In-depth study of particular topics in physics in a full-semester format. Topics are based on student interest and available staff. Recently taught courses include solid state physics, cosmology, and stellar evolution.

392 Short Topics in Physics

In-depth study of particular topics done in a half-semester format. Topics are based on student interest and available staff. Generally offered as a pair of half-courses in one semester but students may enroll in only one. Recently taught courses include general relativity and cosmology.
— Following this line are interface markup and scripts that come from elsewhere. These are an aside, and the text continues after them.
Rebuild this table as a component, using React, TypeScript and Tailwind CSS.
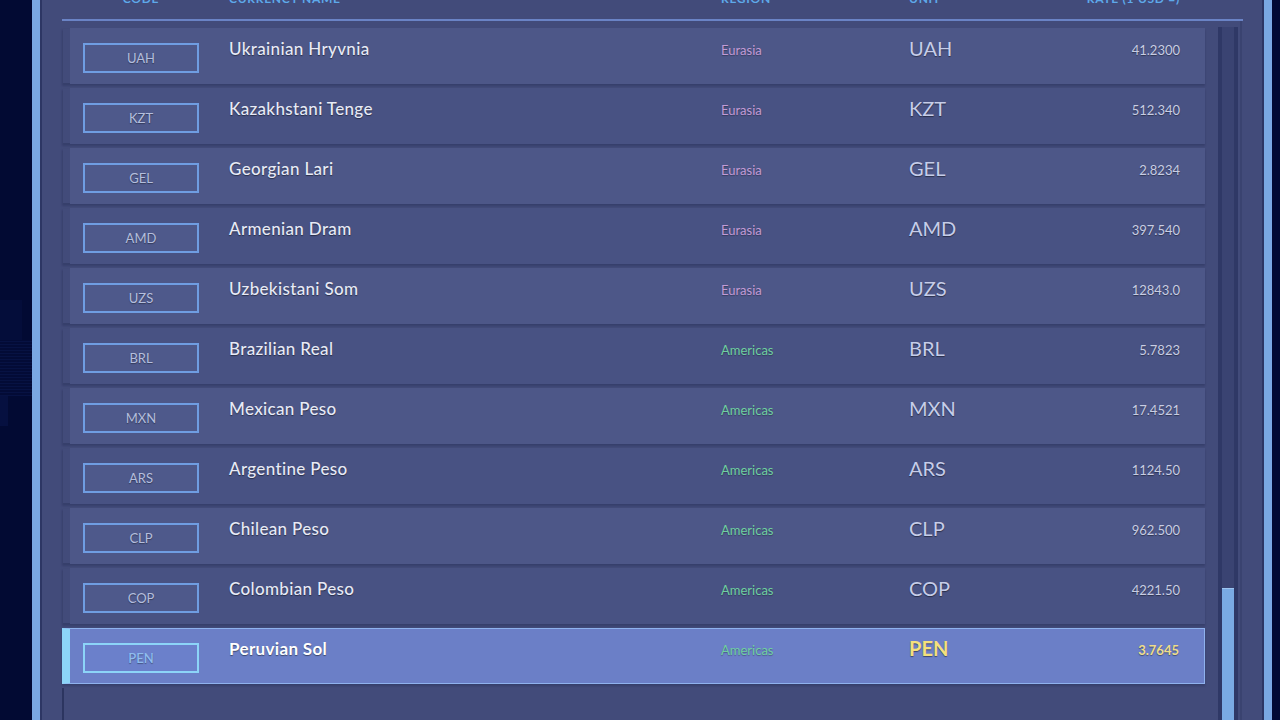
import React from 'react';

type Region = 'Eurasia' | 'Americas';

interface Currency {
  code: string;
  name: string;
  region: Region;
  rate: string;
}

const currencies: Currency[] = [
  { code: 'UAH', name: 'Ukrainian Hryvnia', region: 'Eurasia', rate: '41.2300' },
  { code: 'KZT', name: 'Kazakhstani Tenge', region: 'Eurasia', rate: '512.340' },
  { code: 'GEL', name: 'Georgian Lari', region: 'Eurasia', rate: '2.8234' },
  { code: 'AMD', name: 'Armenian Dram', region: 'Eurasia', rate: '397.540' },
  { code: 'UZS', name: 'Uzbekistani Som', region: 'Eurasia', rate: '12843.0' },
  { code: 'BRL', name: 'Brazilian Real', region: 'Americas', rate: '5.7823' },
  { code: 'MXN', name: 'Mexican Peso', region: 'Americas', rate: '17.4521' },
  { code: 'ARS', name: 'Argentine Peso', region: 'Americas', rate: '1124.50' },
  { code: 'CLP', name: 'Chilean Peso', region: 'Americas', rate: '962.500' },
  { code: 'COP', name: 'Colombian Peso', region: 'Americas', rate: '4221.50' },
  { code: 'PEN', name: 'Peruvian Sol', region: 'Americas', rate: '3.7645' },
];

const regionColor: Record<Region, string> = {
  Eurasia: 'text-[#c39bd6]',
  Americas: 'text-[#6fd0a0]',
};

const selectedCode = 'PEN';

function CurrencyRow({ item, index }: { item: Currency; index: number }) {
  const selected = item.code === selectedCode;
  const shade = index % 2 === 0 ? 'bg-[#4d5788]' : 'bg-[#485283]';

  return (
    <div
      className={`flex items-start h-[56px] mb-[4px] pr-[25px] border-l-[8px] bg-clip-padding shadow-[0_2px_2px_rgba(10,16,50,0.2)] ${
        selected
          ? 'pt-[7px] bg-[#6b7fc7] border-l-[#8cd4f8] border-y border-r border-y-[#8fb2ee] border-r-[#8fb2ee]'
          : `pt-[8px] ${shade} border-l-transparent`
      }`}
    >
      <div className="w-[159px] shrink-0">
        <div
          className={`ml-[13px] mt-[7px] w-[116px] h-[30px] border-2 flex items-center justify-center pt-[1px] text-[13px] ${
            selected
              ? 'border-[#8cd4f8] bg-[#6b80cb] text-[#8fbcef] font-semibold'
              : 'border-[#6f9de2] bg-[#4e598b] text-[#b4bedd]'
          } [text-shadow:0_1px_1px_rgba(0,0,0,0.35)]`}
        >
          {item.code}
        </div>
      </div>
      <div
        className={`w-[492px] shrink-0 text-[17px] leading-[26px] tracking-[0.02em] [text-shadow:0_1px_1px_rgba(0,0,0,0.45)] ${
          selected ? 'font-bold text-white' : 'font-medium text-[#e7eaf6]'
        }`}
      >
        {item.name}
      </div>
      <div
        className={`w-[188px] shrink-0 mt-[1px] text-[13px] leading-[26px] ${regionColor[item.region]} [text-shadow:0_1px_1px_rgba(0,0,0,0.3)]`}
      >
        {item.region}
      </div>
      <div
        className={`flex-1 -mt-[1px] text-[20px] leading-[26px] [text-shadow:0_1px_1px_rgba(0,0,0,0.45)] ${
          selected ? 'font-bold text-[#f4e07c]' : 'text-[#c6cde9]'
        }`}
      >
        {item.code}
      </div>
      <div
        className={`mt-[1px] text-[13px] leading-[26px] text-right [text-shadow:0_1px_1px_rgba(0,0,0,0.4)] ${
          selected ? 'font-bold text-[#eedd8c]' : 'text-[#c8cde3]'
        }`}
      >
        {item.rate}
      </div>
    </div>
  );
}

export default function App() {
  return (
    <div className="h-[720px] overflow-hidden flex bg-[#020a33] font-['Lato','Noto_Sans',sans-serif]">
      {/* backdrop gutter */}
      <div className="w-[32px] shrink-0 flex flex-col">
        <div className="h-[300px]" />
        <div className="h-[40px] w-[22px] bg-[#040d3a]" />
        <div className="h-[56px] bg-[repeating-linear-gradient(0deg,#071243_0px,#071243_1px,#030b36_1px,#030b36_3px)]" />
        <div className="h-[30px] w-[8px] bg-[#061040]" />
      </div>

      <div className="w-[1240px] shrink-0 border-x-[8px] border-[#7aa8e2] flex">
        <div className="flex-1 border-x-2 border-[#2d3664] bg-[#424b7a] pl-[20px] pr-[19px]">
          <div className="w-[1181px] flex flex-col h-full">
            {/* header */}
            <div className="h-[21px] shrink-0 border-b-2 border-[#6a83c5]">
              <div className="-mt-[9px] flex items-start pl-[8px] pr-[63px] text-[12px] leading-[16px] font-bold tracking-[0.06em] text-[#5ea9ea]">
                <div className="w-[159px] shrink-0">
                  <div className="ml-[13px] w-[116px] text-center">CODE</div>
                </div>
                <div className="w-[492px] shrink-0">CURRENCY NAME</div>
                <div className="w-[188px] shrink-0">REGION</div>
                <div className="flex-1">UNIT</div>
                <div className="text-right">RATE (1 USD =)</div>
              </div>
            </div>

            {/* body */}
            <div className="flex flex-1 min-h-0">
              <div className="w-[1143px] shrink-0 pt-[7px] flex flex-col">
                {currencies.map((c, i) => (
                  <CurrencyRow key={c.code} item={c} index={i} />
                ))}
                <div className="flex-1 border-l-2 border-[#2c3560]" />
              </div>
              <div className="ml-[13px] mt-[6px] w-[20px] shrink-0 border-l-[4px] border-r-[4px] border-l-[#2f3866] border-r-[#2f3866] bg-[#3a4372] flex flex-col">
                <div className="flex-1" />
                <div className="h-[132px] bg-[#7aaae3] border-t border-[#9cc4f0]" />
              </div>
              <div className="ml-[2px] w-[3px] border-l-2 border-[#3a4370]" />
            </div>
          </div>
        </div>
      </div>
    </div>
  );
}
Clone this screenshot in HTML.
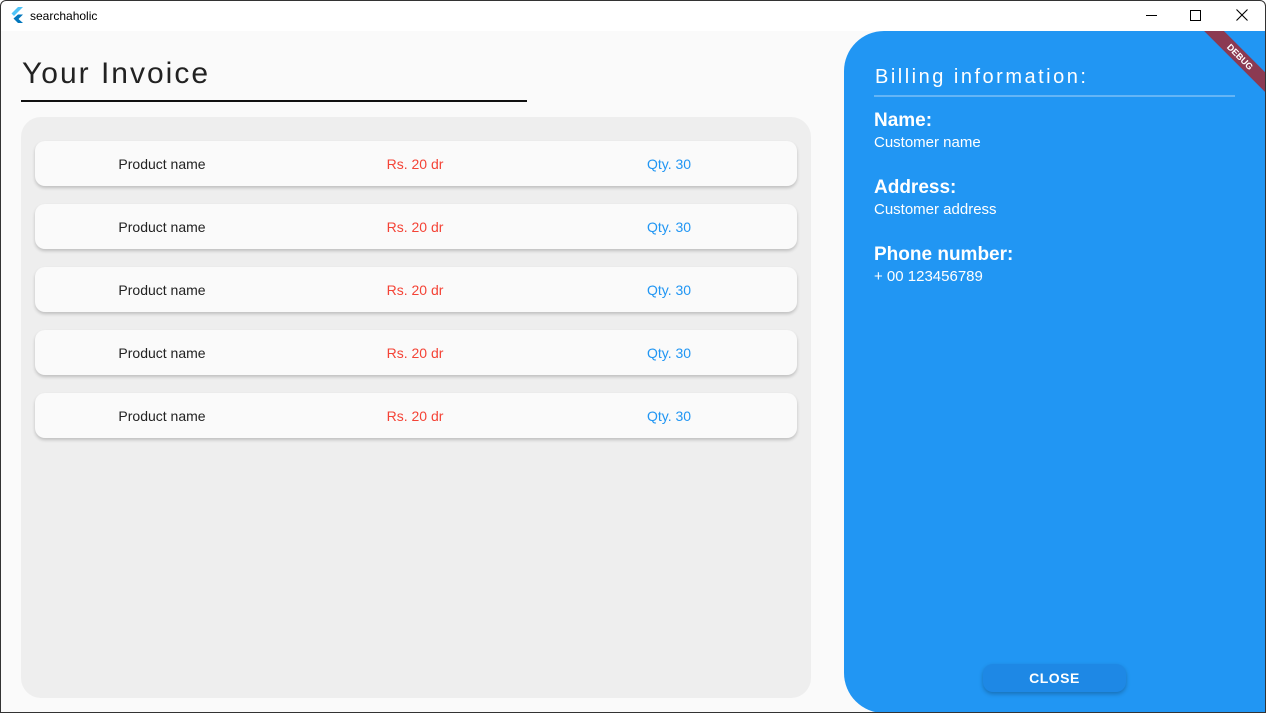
<!DOCTYPE html>
<html><head><style>
*{margin:0;padding:0;box-sizing:border-box}
body{width:1266px;height:713px;overflow:hidden;background:#fafafa;font-family:"Liberation Sans","DejaVu Sans",sans-serif;position:relative}
.win{position:absolute;inset:0;border:1px solid #333;border-radius:6px 6px 0 0;pointer-events:none;z-index:10}
.tb{position:absolute;left:0;top:0;width:1266px;height:31px;background:#fff}
.tb .t{position:absolute;left:30px;top:9px;font-size:12px;color:#000}
.abs{position:absolute}
.cont{position:absolute;left:21px;top:117px;width:790px;height:581px;background:#eee;border-radius:20px}
.row{position:absolute;left:35px;width:762px;height:45px;background:#fafafa;border-radius:10px;box-shadow:0 2px 3px rgba(0,0,0,.2);font-size:14px}
.row span{position:absolute;top:15px;transform:translateX(-50%);white-space:nowrap}
.panel{position:absolute;left:844px;top:31px;width:422px;height:682px;background:#2196f3;border-radius:40px 0 0 40px;color:#fff;overflow:hidden}
.h{font-size:19px;font-weight:bold;position:absolute;left:30px}
.v{font-size:15px;position:absolute;left:30px}
</style></head><body>
<div class="tb"><svg class="abs" style="left:10px;top:7px" width="14" height="16" viewBox="0 0 14 16"><path d="M8 0h5L4 9 1.5 6.5z" fill="#4fc3f7"/><path d="M8 7.5h5L8.5 12 13 16H8L3.5 11.5z" fill="#0277bd"/></svg><div class="t">searchaholic</div>
<div class="abs" style="left:1146px;top:15px;width:11px;height:1px;background:#000"></div>
<div class="abs" style="left:1190px;top:10px;width:11px;height:11px;border:1px solid #000"></div>
<svg class="abs" style="left:1236px;top:9px" width="12" height="12"><path d="M0.5 0.5L11.5 11.5M11.5 0.5L0.5 11.5" stroke="#000" stroke-width="1.1"/></svg>
</div>
<div class="abs" style="left:22px;top:57px;font-size:30px;letter-spacing:2px;color:#222">Your Invoice</div>
<div class="abs" style="left:21px;top:100px;width:506px;height:1.5px;background:#111"></div>
<div class="cont"></div>
<div class="row" style="top:141px"><span style="left:127px;color:#222">Product name</span><span style="left:380px;color:#f44336">Rs. 20 dr</span><span style="left:634px;color:#2196f3">Qty. 30</span></div>
<div class="row" style="top:204px"><span style="left:127px;color:#222">Product name</span><span style="left:380px;color:#f44336">Rs. 20 dr</span><span style="left:634px;color:#2196f3">Qty. 30</span></div>
<div class="row" style="top:267px"><span style="left:127px;color:#222">Product name</span><span style="left:380px;color:#f44336">Rs. 20 dr</span><span style="left:634px;color:#2196f3">Qty. 30</span></div>
<div class="row" style="top:330px"><span style="left:127px;color:#222">Product name</span><span style="left:380px;color:#f44336">Rs. 20 dr</span><span style="left:634px;color:#2196f3">Qty. 30</span></div>
<div class="row" style="top:393px"><span style="left:127px;color:#222">Product name</span><span style="left:380px;color:#f44336">Rs. 20 dr</span><span style="left:634px;color:#2196f3">Qty. 30</span></div>
<div class="panel">
<div class="abs" style="left:31px;top:35px;font-size:20px;letter-spacing:2.5px">Billing information:</div>
<div class="abs" style="left:30px;top:64px;width:361px;height:2px;background:#64b5f6"></div>
<div class="h" style="top:79px">Name:</div><div class="v" style="top:103px">Customer name</div>
<div class="h" style="top:146px">Address:</div><div class="v" style="top:170px">Customer address</div>
<div class="h" style="top:213px">Phone number:</div><div class="v" style="top:237px">+ 00 123456789</div>
<div class="abs" style="left:139px;top:633px;width:143px;height:28px;background:#1e88e5;border-radius:10px;box-shadow:0 2px 4px rgba(0,0,0,.25);font-size:14px;font-weight:bold;text-align:center;line-height:28px;letter-spacing:.5px">CLOSE</div>
<div class="abs" style="left:336px;top:19px;width:120px;height:14px;background:#8b3a52;transform:rotate(45deg);font-size:9px;font-weight:bold;text-align:center;line-height:14px">DEBUG</div>
</div>
<div class="win"></div>
</body></html>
Prerequisite: PHYS 244 and MATH 230. Not offered in 2013-14.

394 Internship

396 Directed Undergraduate Research

This course provides a comprehensive research opportunity, including an introduction to relevant background material, technical instruction, identification of a meaningful project, and data collection. The topic is determined by the faculty member in charge of the course and may relate to his/her research interests. Prerequisite: Determined by individual instructor. Offered based on department decision. May be offered as a 1.00 credit course or .50 credit course.

398 Independent Research

399 Senior Seminar (0.25)

Seniors study topics of current interest, based upon presentations by staff, participants, and visitors, library research and assigned readings. Prerequisites: PHYS 374, PHYS 375, and PHYS 376. P/N only. Available on request. May be repeated if topic is different.